Tom Cruise stars in the new film version of War of the Worlds
But it is a testament to the power of Wells' apocalyptic vision that it has also spawned an entire sub-genre of science-fiction films that use the notion of alien incursion to tap into societal fears and phobias.
The original War of the Worlds was seen at the time of its publication as a critique of Europe's attitude towards its African and Asian colonies.
Yet its depiction of powerless humans under attack by the Martians' vastly superior weaponry can also be read as a cautionary warning of the dangers posed by advancing technology.
The aliens' three-legged fighting machines, for example, can be viewed as a precursor to the tank, while their unchecked advance across the Home Counties may have tapped into contemporary concerns over Germany's escalating military might.
Invasion of the Body Snatchers was released during the McCarthy era
These concerns came to the fore again during the Cold War, in which the threat of malevolent extra-terrestrials echoed paranoia over Communist infiltration in the American homeland.
Invaders from Mars, Howard Hawks' The Thing from Another World and The Beast with a Million Eyes were just a few of the sci-fi B-movies that saw Earth terrorised by bug-eyed, green-skinned monsters.
However, the limitations of the genre did not stop some directors using it to make more sophisticated parallels.

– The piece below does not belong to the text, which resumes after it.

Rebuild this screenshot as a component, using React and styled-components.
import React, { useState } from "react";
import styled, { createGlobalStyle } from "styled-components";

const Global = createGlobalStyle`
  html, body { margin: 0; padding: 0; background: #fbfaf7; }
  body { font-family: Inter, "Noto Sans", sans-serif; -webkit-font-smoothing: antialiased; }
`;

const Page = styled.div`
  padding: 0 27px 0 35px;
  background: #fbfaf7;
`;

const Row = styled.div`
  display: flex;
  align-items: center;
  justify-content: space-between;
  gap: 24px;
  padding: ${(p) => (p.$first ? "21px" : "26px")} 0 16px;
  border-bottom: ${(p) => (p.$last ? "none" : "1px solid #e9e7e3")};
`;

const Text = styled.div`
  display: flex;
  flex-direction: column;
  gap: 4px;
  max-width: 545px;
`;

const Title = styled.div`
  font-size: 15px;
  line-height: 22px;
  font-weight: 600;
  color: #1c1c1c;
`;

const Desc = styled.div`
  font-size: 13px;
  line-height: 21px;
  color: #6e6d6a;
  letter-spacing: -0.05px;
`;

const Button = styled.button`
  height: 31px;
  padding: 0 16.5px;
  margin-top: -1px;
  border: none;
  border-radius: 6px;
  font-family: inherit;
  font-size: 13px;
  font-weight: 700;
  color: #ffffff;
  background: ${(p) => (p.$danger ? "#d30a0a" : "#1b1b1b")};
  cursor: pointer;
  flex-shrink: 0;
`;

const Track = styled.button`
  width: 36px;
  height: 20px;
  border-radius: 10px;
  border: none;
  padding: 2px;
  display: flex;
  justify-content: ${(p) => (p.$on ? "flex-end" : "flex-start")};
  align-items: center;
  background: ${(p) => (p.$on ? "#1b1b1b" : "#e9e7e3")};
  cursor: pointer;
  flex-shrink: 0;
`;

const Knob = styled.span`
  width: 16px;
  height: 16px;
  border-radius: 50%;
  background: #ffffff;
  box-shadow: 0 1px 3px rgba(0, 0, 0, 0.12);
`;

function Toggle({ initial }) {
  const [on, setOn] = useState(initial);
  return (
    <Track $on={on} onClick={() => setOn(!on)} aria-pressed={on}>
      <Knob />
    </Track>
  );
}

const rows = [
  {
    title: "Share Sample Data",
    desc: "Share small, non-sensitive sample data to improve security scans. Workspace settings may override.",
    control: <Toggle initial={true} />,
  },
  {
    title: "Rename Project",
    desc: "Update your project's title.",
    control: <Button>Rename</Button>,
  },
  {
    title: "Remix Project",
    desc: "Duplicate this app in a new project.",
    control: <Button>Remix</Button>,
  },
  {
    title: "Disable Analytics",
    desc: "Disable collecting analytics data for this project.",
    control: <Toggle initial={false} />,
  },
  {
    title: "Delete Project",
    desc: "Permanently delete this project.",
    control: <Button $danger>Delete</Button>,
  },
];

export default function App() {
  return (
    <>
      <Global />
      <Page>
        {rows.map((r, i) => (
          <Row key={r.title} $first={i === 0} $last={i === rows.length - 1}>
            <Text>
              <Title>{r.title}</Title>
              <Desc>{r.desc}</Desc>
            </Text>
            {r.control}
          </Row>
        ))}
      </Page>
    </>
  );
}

In The Day The Earth Stood Still, an alien visitor tells the world that nuclear proliferation will result in mankind's destruction.
And Invasion of the Body Snatchers uses the arrival of "pod-people" in small-town America to reflect the hysteria whipped up by the McCarthy era witch-hunts.

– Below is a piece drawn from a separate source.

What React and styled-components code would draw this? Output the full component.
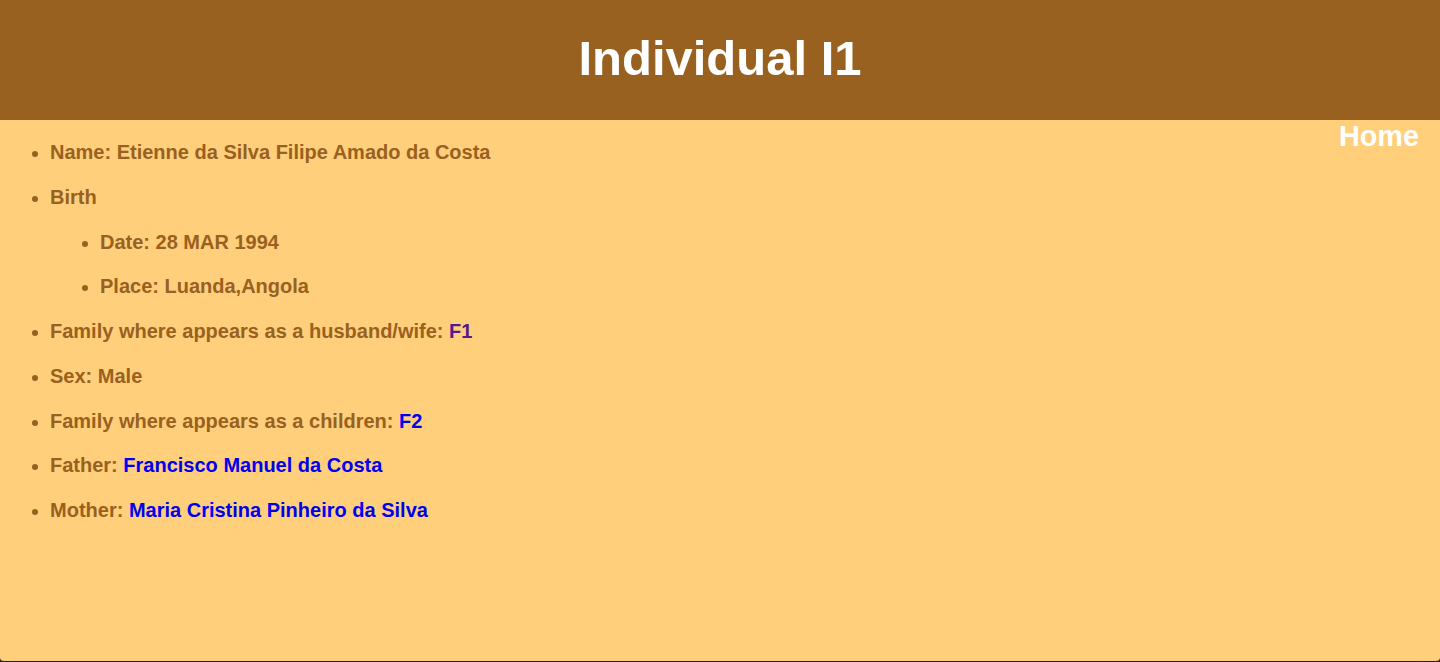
import React from 'react';
import styled, { createGlobalStyle } from 'styled-components';

const GlobalStyle = createGlobalStyle`
  html, body {
    margin: 0;
    padding: 0;
    background: #1e1e1e;
  }
  body {
    font-family: "Liberation Sans", Arial, Helvetica, sans-serif;
  }
`;

const Page = styled.div`
  height: 662px;
  box-sizing: border-box;
  display: flex;
  flex-direction: column;
  background: #ffcf7c;
  border-bottom: 1px solid #1e1e1e;
  border-radius: 0 0 4px 4px;
  overflow: hidden;
`;

const Header = styled.header`
  height: 120px;
  flex-shrink: 0;
  display: flex;
  align-items: center;
  justify-content: center;
  background: #99611f;
  padding-bottom: 4px;
  box-sizing: border-box;
`;

const Title = styled.h1`
  margin: 0;
  font-size: 49px;
  font-weight: bold;
  color: #ffffff;
`;

const Main = styled.main`
  flex: 1;
  display: flex;
  justify-content: space-between;
  align-items: flex-start;
  padding-right: 21px;
`;

const HomeLink = styled.a`
  font-size: 28.8px;
  font-weight: bold;
  color: #ffffff;
  text-decoration: none;
`;

const List = styled.ul`
  margin: ${p => (p.$nested ? '21.75px 0 0' : '21px 0 0')};
  padding-left: 50px;
  list-style: disc;
`;

const Item = styled.li`
  font-size: 20px;
  line-height: 23px;
  font-weight: bold;
  color: #99611f;
  margin-bottom: 21.75px;

  &::marker {
    font-size: 19px;
  }
`;

const Ref = styled.a`
  color: ${p => (p.$visited ? '#551a8b' : '#0000ee')};
  text-decoration: none;
`;

export default function App() {
  return (
    <>
      <GlobalStyle />
      <Page>
        <Header>
          <Title>Individual I1</Title>
        </Header>
        <Main>
          <List>
            <Item>Name: Etienne da Silva Filipe Amado da Costa</Item>
            <Item>
              Birth
              <List $nested>
                <Item>Date: 28 MAR 1994</Item>
                <Item style={{ marginBottom: 0 }}>Place: Luanda,Angola</Item>
              </List>
            </Item>
            <Item>
              Family where appears as a husband/wife: <Ref $visited href="#">F1</Ref>
            </Item>
            <Item>Sex: Male</Item>
            <Item>
              Family where appears as a children: <Ref href="#">F2</Ref>
            </Item>
            <Item>
              Father: <Ref href="#">Francisco Manuel da Costa</Ref>
            </Item>
            <Item>
              Mother: <Ref href="#">Maria Cristina Pinheiro da Silva</Ref>
            </Item>
          </List>
          <HomeLink href="#">Home</HomeLink>
        </Main>
      </Page>
    </>
  );
}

From the late 1960s onwards, however, alien visitations took on a more benign flavour.
The tide began to shift with Kubrick's 2001: A Space Odyssey
In 2001: A Space Odyssey, director Stanley Kubrick proposed that all human advancement is steered by benevolent forces from the stars.

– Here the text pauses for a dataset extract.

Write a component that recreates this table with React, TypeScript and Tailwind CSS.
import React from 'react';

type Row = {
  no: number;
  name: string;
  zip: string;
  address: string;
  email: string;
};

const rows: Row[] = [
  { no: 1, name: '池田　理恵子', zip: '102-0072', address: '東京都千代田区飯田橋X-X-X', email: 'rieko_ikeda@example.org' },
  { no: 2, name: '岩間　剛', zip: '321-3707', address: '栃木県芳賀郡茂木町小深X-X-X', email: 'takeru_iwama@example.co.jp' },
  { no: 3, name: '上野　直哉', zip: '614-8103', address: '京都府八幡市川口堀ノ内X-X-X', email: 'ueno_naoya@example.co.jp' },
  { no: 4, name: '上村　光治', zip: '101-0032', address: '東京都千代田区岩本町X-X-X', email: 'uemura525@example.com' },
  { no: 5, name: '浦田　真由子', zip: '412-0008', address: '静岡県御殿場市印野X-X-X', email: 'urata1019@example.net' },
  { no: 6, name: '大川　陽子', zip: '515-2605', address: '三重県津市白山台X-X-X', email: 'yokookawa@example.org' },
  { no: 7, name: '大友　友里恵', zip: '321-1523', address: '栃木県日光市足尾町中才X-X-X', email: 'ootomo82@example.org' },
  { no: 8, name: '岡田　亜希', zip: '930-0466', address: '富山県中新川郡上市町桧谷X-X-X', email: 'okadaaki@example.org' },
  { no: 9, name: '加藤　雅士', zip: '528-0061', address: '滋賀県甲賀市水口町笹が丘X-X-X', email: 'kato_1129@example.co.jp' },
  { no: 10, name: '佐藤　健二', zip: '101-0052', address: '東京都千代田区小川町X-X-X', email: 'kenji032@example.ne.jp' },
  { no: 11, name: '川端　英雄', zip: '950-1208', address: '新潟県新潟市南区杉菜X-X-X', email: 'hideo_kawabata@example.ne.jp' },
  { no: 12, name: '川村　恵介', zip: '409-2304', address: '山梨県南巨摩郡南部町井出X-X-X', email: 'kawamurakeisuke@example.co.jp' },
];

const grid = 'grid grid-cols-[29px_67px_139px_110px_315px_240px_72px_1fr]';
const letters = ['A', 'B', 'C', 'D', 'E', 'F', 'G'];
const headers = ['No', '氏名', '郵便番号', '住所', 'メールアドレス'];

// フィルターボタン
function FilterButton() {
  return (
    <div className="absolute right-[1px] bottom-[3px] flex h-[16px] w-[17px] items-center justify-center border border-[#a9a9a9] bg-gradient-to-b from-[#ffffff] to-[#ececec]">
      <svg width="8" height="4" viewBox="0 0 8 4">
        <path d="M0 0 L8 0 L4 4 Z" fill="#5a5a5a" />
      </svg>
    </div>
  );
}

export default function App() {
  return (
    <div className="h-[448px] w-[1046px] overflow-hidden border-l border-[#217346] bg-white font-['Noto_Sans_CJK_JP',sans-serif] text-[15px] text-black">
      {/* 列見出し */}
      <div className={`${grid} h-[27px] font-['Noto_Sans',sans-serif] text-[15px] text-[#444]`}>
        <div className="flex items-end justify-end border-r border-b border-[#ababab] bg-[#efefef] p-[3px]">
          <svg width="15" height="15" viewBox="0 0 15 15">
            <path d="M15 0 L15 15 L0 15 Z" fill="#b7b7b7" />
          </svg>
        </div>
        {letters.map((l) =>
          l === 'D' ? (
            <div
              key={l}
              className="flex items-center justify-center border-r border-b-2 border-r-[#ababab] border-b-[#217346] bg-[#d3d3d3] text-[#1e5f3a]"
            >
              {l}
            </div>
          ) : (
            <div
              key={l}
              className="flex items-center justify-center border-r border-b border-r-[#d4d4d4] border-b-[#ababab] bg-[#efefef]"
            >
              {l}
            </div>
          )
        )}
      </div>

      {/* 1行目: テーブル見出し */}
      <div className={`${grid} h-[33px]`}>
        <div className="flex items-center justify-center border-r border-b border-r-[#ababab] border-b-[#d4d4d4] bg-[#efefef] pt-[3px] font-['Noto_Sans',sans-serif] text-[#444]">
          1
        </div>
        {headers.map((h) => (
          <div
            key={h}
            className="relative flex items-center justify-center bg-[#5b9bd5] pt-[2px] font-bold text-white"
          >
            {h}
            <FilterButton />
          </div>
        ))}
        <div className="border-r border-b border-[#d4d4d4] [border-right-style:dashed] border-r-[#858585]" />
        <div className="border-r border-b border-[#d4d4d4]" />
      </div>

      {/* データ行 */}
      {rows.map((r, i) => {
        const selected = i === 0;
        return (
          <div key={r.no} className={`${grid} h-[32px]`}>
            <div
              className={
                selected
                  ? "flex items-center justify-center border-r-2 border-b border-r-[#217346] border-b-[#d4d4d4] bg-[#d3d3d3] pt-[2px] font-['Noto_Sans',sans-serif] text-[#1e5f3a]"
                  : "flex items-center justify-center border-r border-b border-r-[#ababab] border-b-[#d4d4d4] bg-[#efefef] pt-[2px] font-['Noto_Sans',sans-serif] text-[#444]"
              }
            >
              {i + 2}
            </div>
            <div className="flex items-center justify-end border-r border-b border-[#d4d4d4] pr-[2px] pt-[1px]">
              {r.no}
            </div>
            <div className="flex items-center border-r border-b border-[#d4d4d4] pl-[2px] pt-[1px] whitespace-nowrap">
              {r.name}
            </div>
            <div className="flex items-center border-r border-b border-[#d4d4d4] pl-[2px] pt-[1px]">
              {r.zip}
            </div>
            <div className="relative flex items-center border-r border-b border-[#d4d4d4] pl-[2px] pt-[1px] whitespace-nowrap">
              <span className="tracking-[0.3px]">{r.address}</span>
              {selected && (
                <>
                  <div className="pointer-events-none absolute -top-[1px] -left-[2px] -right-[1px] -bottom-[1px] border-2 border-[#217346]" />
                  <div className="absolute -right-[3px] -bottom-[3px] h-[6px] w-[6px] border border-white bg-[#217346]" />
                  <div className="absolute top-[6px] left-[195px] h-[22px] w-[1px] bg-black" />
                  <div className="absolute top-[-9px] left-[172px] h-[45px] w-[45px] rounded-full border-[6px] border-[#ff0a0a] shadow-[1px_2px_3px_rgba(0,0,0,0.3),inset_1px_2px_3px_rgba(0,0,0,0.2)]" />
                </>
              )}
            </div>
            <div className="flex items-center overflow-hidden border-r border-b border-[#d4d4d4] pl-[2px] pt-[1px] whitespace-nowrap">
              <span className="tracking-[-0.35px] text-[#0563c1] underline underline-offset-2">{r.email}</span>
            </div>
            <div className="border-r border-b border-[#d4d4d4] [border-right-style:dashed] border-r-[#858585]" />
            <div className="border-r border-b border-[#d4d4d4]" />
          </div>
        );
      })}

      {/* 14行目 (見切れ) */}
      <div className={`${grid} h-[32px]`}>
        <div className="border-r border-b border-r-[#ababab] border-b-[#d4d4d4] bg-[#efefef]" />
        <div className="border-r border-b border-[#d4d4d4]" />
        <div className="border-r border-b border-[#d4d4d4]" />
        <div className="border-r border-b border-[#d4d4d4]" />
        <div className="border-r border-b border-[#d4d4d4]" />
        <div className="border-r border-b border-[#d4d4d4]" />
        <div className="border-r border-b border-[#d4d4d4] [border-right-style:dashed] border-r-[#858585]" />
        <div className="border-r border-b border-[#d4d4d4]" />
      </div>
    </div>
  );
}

And in Close Encounters of the Third Kind and ET the Extra-Terrestrial, Steven Spielberg cornered the market in gentle visitors more intent on studying man than annihilating him.
The phenomenal success of these films suggested we had seen the last of hostile alien takeovers.
But 1996's Independence Day brought the genre full circle by showing gigantic UFOs using their awesome firepower to destroy such iconic landmarks as the Empire State Building and the White House.
"Now that's what I call a close encounter!" crowed Will Smith's cocky pilot as he thumped a cowering alien, his triumphalism perhaps echoing America's newfound self-image as the world's policeman and guardian.
It hardly needs saying that the globe's ultimate victory is achieved through a US-led coalition.
ET the Extra-Terrestrial presented a more benign alien visitor
Tim Burton's Mars Attacks! and Men in Black, also starring Will Smith, offered a more tongue-in-cheek view of aliens among us.
But the terrorist attacks of September 2001 ushered in a new era of anxiety and introspection, which was reflected in a fresh wave of sci-fi thrillers.
With their portraits of dysfunctional American families uniting against an external menace, M Night Shamalyan's Signs and Spielberg's War of the Worlds can be seen as responses to the post-11 September angst prevalent in the US.
United we stand, divided we fall seems to be the message - a sentiment that can apply equally to genuine threats and fantastical ones.